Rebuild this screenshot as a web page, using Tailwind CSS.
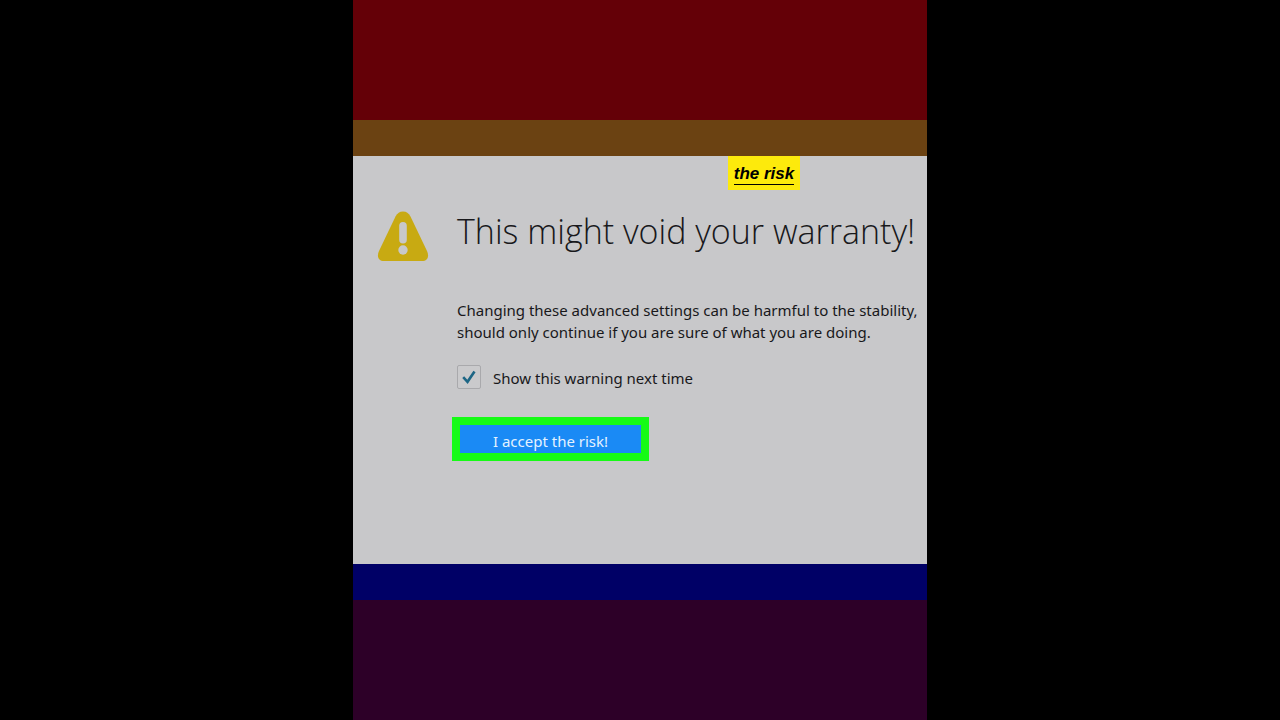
<!DOCTYPE html>
<html lang="en">
<head>
    <meta charset="UTF-8">
    <meta name="viewport" content="width=device-width, initial-scale=1.0">
    <title>This might void your warranty!</title>
    <script src="https://cdn.jsdelivr.net/npm/@tailwindcss/browser@4"></script>
</head>
<body class="bg-black font-['Noto_Sans','Open_Sans',sans-serif] text-[#18181b]">
<div class="mx-auto flex min-h-screen max-w-[574px] flex-col overflow-hidden">
    <div class="h-[120px] bg-[#640007]"></div>
    <div class="h-9 bg-[#6b4212]"></div>

    <main class="relative grow bg-[#c8c8ca] pl-6">
        <!-- Caption -->
        <div class="absolute top-0 left-[375px] h-[34px] w-[72px] bg-[#fdea0c] pt-2 text-center font-['Liberation_Sans',sans-serif] text-[17px] leading-5 font-bold text-black italic">
            <span class="inline-block border-b border-black">the risk</span>
        </div>

        <div class="flex gap-7 pt-[54px]">
            <svg class="mt-px h-[51px] w-[52px] shrink-0" viewBox="0 0 52 51" aria-hidden="true">
                <path fill="#c8aa12" d="M26 0.500C22.500 0.500 20.500 2 18.500 5.500L2 40C-.5 45.500 1.500 50 7 50h38c5.500 0 7.500-4.500 5-10L33.500 5.500C31.500 2 29.500 0.500 26 0.500z"/>
                <rect x="22.200" y="11" width="7.600" height="21.500" rx="3.800" fill="#c8c8ca"/>
                <circle cx="26" cy="39" r="4.700" fill="#c8c8ca"/>
            </svg>

            <div class="whitespace-nowrap">
                <h1 class="font-['Open_Sans',sans-serif] text-[34px] leading-[42px] font-light">This might void your warranty!</h1>

                <p class="mt-[47px] text-[15px] leading-[22px]">
                    Changing these advanced settings can be harmful to the stability,<br>
                    should only continue if you are sure of what you are doing.
                </p>

                <div class="mt-[22px] flex gap-3">
                    <div class="relative size-6">
                        <input id="showWarning" type="checkbox" checked
                               class="peer block size-6 appearance-none rounded-xs border border-[#a9a9ac] bg-[#cacacc]">
                        <svg class="pointer-events-none absolute inset-0 hidden size-6 peer-checked:block" viewBox="0 0 24 24"
                             fill="none" stroke="#1d6685" stroke-width="2.600">
                            <path d="M6.200 12.200L10.500 16.800L17.500 6.500"/>
                        </svg>
                    </div>
                    <label for="showWarning" class="pt-0.5 text-[15px] leading-[22px]">Show this warning next time</label>
                </div>

                <button type="button"
                        class="mt-7 -ml-[5px] h-11 w-[197px] border-8 border-[#16fb16] bg-[#1a8af5] pt-1 text-[15px] leading-6 text-[#e4f2ff]">
                    I accept the risk!
                </button>
            </div>
        </div>
    </main>

    <div class="h-9 bg-[#000066]"></div>
    <div class="h-[120px] bg-[#2d0028]"></div>
</div>
</body>
</html>
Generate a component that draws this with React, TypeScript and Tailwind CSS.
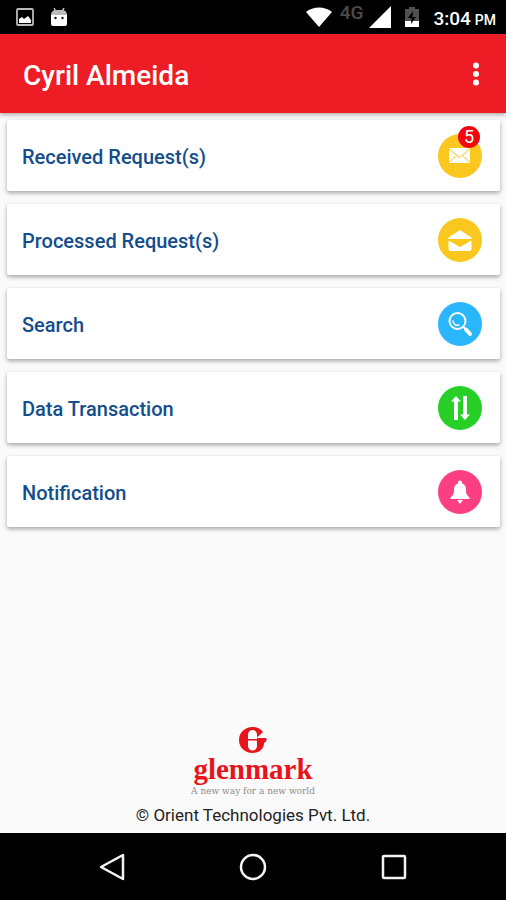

▶ _Short task_:
Go through the data above and transcribe it in full, omitting any image.

▶ _Exercise response_:
Rebuild this screenshot as a web page, using Tailwind CSS.
<!DOCTYPE html>
<html lang="en">
<head>
    <meta charset="UTF-8">
    <meta name="viewport" content="width=device-width, initial-scale=1.0">
    <title>This might void your warranty!</title>
    <script src="https://cdn.jsdelivr.net/npm/@tailwindcss/browser@4"></script>
</head>
<body class="bg-black font-['Noto_Sans','Open_Sans',sans-serif] text-[#18181b]">
<div class="mx-auto flex min-h-screen max-w-[574px] flex-col overflow-hidden">
    <div class="h-[120px] bg-[#640007]"></div>
    <div class="h-9 bg-[#6b4212]"></div>

    <main class="relative grow bg-[#c8c8ca] pl-6">
        <!-- Caption -->
        <div class="absolute top-0 left-[375px] h-[34px] w-[72px] bg-[#fdea0c] pt-2 text-center font-['Liberation_Sans',sans-serif] text-[17px] leading-5 font-bold text-black italic">
            <span class="inline-block border-b border-black">the risk</span>
        </div>

        <div class="flex gap-7 pt-[54px]">
            <svg class="mt-px h-[51px] w-[52px] shrink-0" viewBox="0 0 52 51" aria-hidden="true">
                <path fill="#c8aa12" d="M26 0.500C22.500 0.500 20.500 2 18.500 5.500L2 40C-.5 45.500 1.500 50 7 50h38c5.500 0 7.500-4.500 5-10L33.500 5.500C31.500 2 29.500 0.500 26 0.500z"/>
                <rect x="22.200" y="11" width="7.600" height="21.500" rx="3.800" fill="#c8c8ca"/>
                <circle cx="26" cy="39" r="4.700" fill="#c8c8ca"/>
            </svg>

            <div class="whitespace-nowrap">
                <h1 class="font-['Open_Sans',sans-serif] text-[34px] leading-[42px] font-light">This might void your warranty!</h1>

                <p class="mt-[47px] text-[15px] leading-[22px]">
                    Changing these advanced settings can be harmful to the stability,<br>
                    should only continue if you are sure of what you are doing.
                </p>

                <div class="mt-[22px] flex gap-3">
                    <div class="relative size-6">
                        <input id="showWarning" type="checkbox" checked
                               class="peer block size-6 appearance-none rounded-xs border border-[#a9a9ac] bg-[#cacacc]">
                        <svg class="pointer-events-none absolute inset-0 hidden size-6 peer-checked:block" viewBox="0 0 24 24"
                             fill="none" stroke="#1d6685" stroke-width="2.600">
                            <path d="M6.200 12.200L10.500 16.800L17.500 6.500"/>
                        </svg>
                    </div>
                    <label for="showWarning" class="pt-0.5 text-[15px] leading-[22px]">Show this warning next time</label>
                </div>

                <button type="button"
                        class="mt-7 -ml-[5px] h-11 w-[197px] border-8 border-[#16fb16] bg-[#1a8af5] pt-1 text-[15px] leading-6 text-[#e4f2ff]">
                    I accept the risk!
                </button>
            </div>
        </div>
    </main>

    <div class="h-9 bg-[#000066]"></div>
    <div class="h-[120px] bg-[#2d0028]"></div>
</div>
</body>
</html>
Generate a component that draws this with React, TypeScript and Tailwind CSS.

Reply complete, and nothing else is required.